Frames that are received in the CAP in the superframe from a higher tier are retransmitted in the CAP of the superframe generated by the repeater. Frames received from a lower tier in the CAP of the superframe generated by the repeater are retransmitted in the CAP of the superframe generated by the higher tier.

Figure x.3-Synchronous frame relaying (a) outward relaying (b) inward relaying

5.1.13.3 Cyclic-superframe and synchronous relaying

In a DSME enabled PAN, the TRLE-enabled PAN uses the multi-superframe structure of the DSME without the CAP reduction. In a TRLE-enabled PAN, time slots of the multi-superframe are used, as illustrated in Figure x.4.

The CAP is divided into time slots for transmitting a frame to the PAN coordinator (i.e. the prioritized device time slot) and time slots for transmitting a frame to endpoint devices (i.e. the coordinator time slot). The prioritized device time slot starts after the beacon and continues for a preset number of time slots. The coordinator time slot starts after the prioritized device time slot and continues for a number of time slots. The DSME-GTS allocation to a device is used for bidirectional transmission and is referred to as the primary bidirectional time slot.

Figure x.4-Relay time slots in a TRLE cyclic-superframe

The time slots in a superframe used to connect TRLE-enabled devices are referred to as relay time slots. The relay time slots in a beacon interval are available to the devices periodically and form a cyclic-superframe. The TRLE-enabled devices are able to share the cyclic-superframe.

At a TRLE repeater, a cyclic-superframe is relayed either outward or inward as described in 5.1.13.2. The coordinator time slots and bidirectional time slots are relayed outward synchronously to the PAN coordinator beacon. The prioritized device time slots and bidirectional time slots are relayed inward synchronously to the PAN coordinator beacon.

5.1.13.4 TRLE path formation

A macTRLEenabled device is instructed to begin operating as the TRLE-enabled PAN coordinator through the use of the MLME-START.request primitive, as described in 6.2.12.1, with the PANCoordinator parameter set to TRUE and the CoordRealignment parameter set to FALSE. To form a TRLE-enabled PAN, the next higher layer provides the beacon order, the superframe order, the mulit-superframe order, the number of prioritized device slot, and the number of coordinator slot.
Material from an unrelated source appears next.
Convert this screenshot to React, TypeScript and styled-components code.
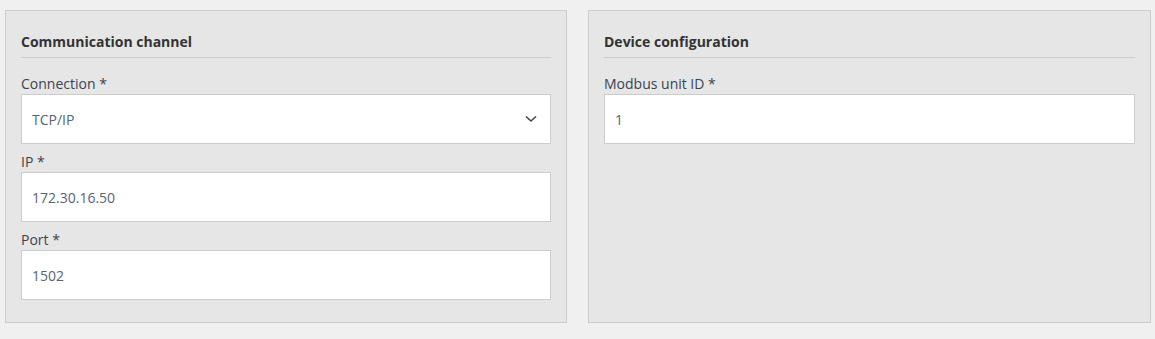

On receipt of this primitive, the MAC sublayer shall update the cyclic-superframe configuration and channel parameters, and shall issue the MLME-START.confirm primitive, as described in 6.2.12.2, with a status of SUCCESS.

A TRLE-enabled PAN is formed when the PAN coordinator advertises the presence of the network by sending enhanced beacons in the cyclic-superframe beacon slot. The enhanced beacon contains the TRLE-enabled PAN descriptor IE:

-  Cyclic-superframe specification, as defined in 5.2.4.30.1

-  Time synchronization specification, as defined in 5.2.4.30.2

-  Synchronous relaying information, as defined in 5.2.4.30.3

The next higher layer initiates joining a TRLE-enabled PAN by issuing an MLME-SCAN.request to initiate an active or passive scan, and selects a TRLE-enabled PAN coordinator or a repeater from the information contained in the received beacons.

The next higher layer requests through the MLME-SET.request primitive that the MLME configures the following PHY and MAC PIB attributes to the values for association. The next higher layer requests through the MLME-ASSOCIATE.request primitive, as described in 6.2.2.1, and then generates a TRLE-Association request command, as described in 5.3.15.1.

-  TRLE-enabled PAN information (phyCurrentChannel, phyCurrentPage, macPANId)

-  Inner coordinator information (macCoordExtendedAddress or macCoordShortAddress)

-  Synchronous relaying information (macRelayingTier, macRelayingSyncReference)

The PAN coordinator or inner coordinator indicates the reception of a TRLE-Association request command through the MLME-ASSOCIATE.indication primitive, as described in 6.2.2.2. The next higher layer of the inner coordinator determines whether to accept or reject the device as a repeater and initiates a response using an MLME-ASSOCIATE.response primitive. The next higher layer of the inner coordinator selects the superframe starting to transmit a cyclic-superframe beacon of the device requesting association and provides a bitmap on occupied superframes in a cyclic-superframe for transmitting a beacon from the neighboring devices around the inner coordinator. When the MLME of the inner coordinator receives the MLME-ASSOCIATE.response primitive, it generates a TRLE-Association response command, as described in 5.3.15.2, and attempts to send command to the device requesting association.

The device requesting association informs the next higher layer of the association response by using an MLME-ASSOCIATE.confirm primitive. The device successfully associating with the TRLE-enabled PAN starts to relay the MAC frames.

The next higher layer of a device initiates joining a TRLE enabled PAN follows the procedure of association (5.1.3.1) and the procedure of DSME-GTS allocation (5.1.10.5.1).

A macTRLEcapable device may receive the TRLE-enabled PAN Descriptor IE and shall able to respond to the TRLE link management request command.

After joining, the device may use the prioritized device time slot and the bidirectional device slots assigned to the device.

5.1.13.5 TRLE link access

In a TRLE-enabled PAN, to accommodate various quality of service requirements for relaying frames between the PAN coordinator and a device, three grades of synchronous access are provided: grade 0 for transmitting delay sensitive data, grade 1 for the reliable transmission of data, and grade 2 for the best effort data transmission.